Google didn’t turn up any obvious results.
“Of great theoretical and practical significance/importance…”
Either I think this is interesting, or someone paid me money to do it.
“Typical/representative results are shown.”
The best results (or the only results) are shown.
“Three (or some other number) samples were chosen for detailed study.”
Only three (or some other number) of my samples made any sense, and I ignored the rest.
“The significance of these results is unclear.”
There’s an artifact in my data I can’t ignore or explain away.
“A trend is evident…”
You can kind of imagine a trend, but no statistical analysis will ever support it.
“The trend becomes more evident when…”
If you just look at it like this, you’ll see the same thing I do.
“The data seem to indicate…”
This is what it looks like, but I really don’t want to say it with any certainty.
“Thanks are due to Mr. Smith with his assistance with the experiment, and to Dr. Jones for valuable discussions…”
Mr. Smith did the work, and Dr. Jones told me what it meant.
“Results were inconclusive.”
The experiment didn’t show anything, but I can still publish it somewhere.
“Correct within acceptable error.”
Not very close.
“Correct to within an order of magnitude.”
“A careful analysis of obtainable data…”
I analyzed what I could, which wasn’t much due to (computer failure, chemical spill, equipment malfunction, etc)…
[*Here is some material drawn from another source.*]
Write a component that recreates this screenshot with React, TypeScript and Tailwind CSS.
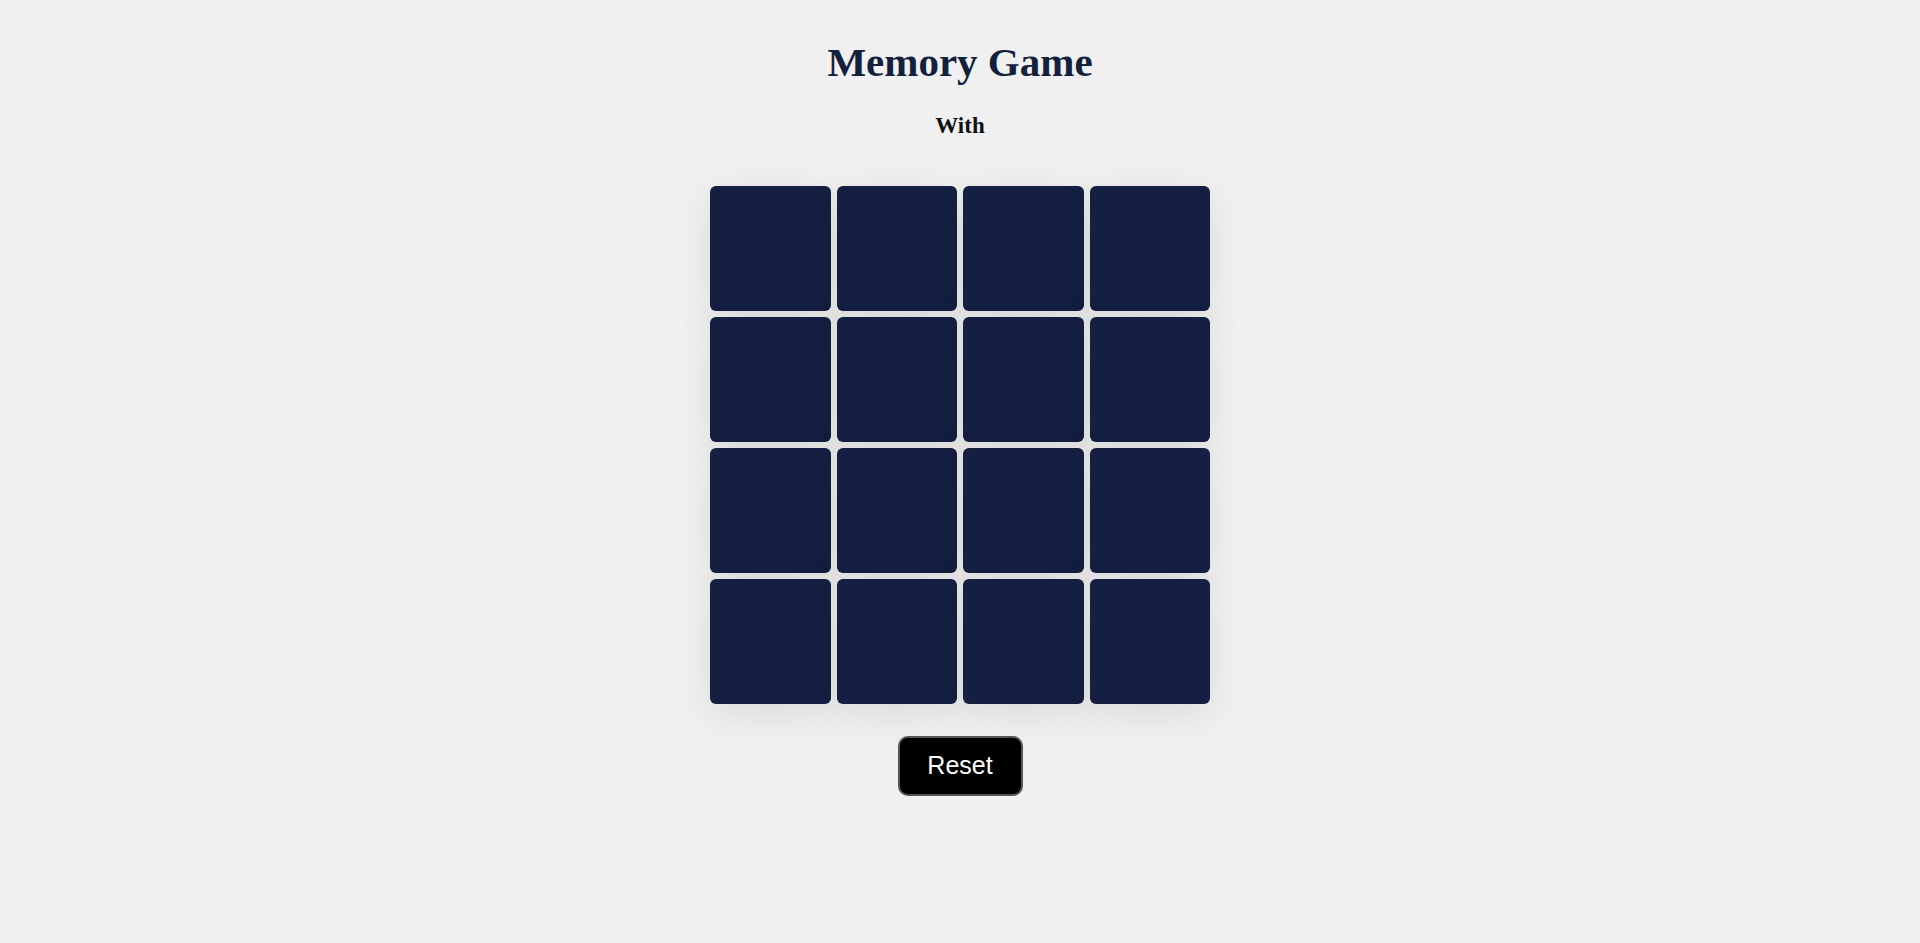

“Data limitations did not allow the project team to fully develop the relationship between…”
Our experiment failed.
“Despite these limitations…”
We did some other stuff so we could write the report and get additional funding.
“Even though researchers experienced difficulty obtaining sufficient data…”
We think we did pretty good, even though our experiment failed.
“These results will be described in a subsequent report…”
Either I was in a rush to get this paper published, or my sabbatical is over and it’s someone else’s job to mess with the data.
“Additional work will be required in order to determine _____”
I have no clue what’s going on, and I don’t care to be the one who finds out, or I’m looking for additional funding.
“It is hoped this study will stimulate further investigation…”
If I cared about looking into this further, I would tell you. Let someone else see if they have better luck.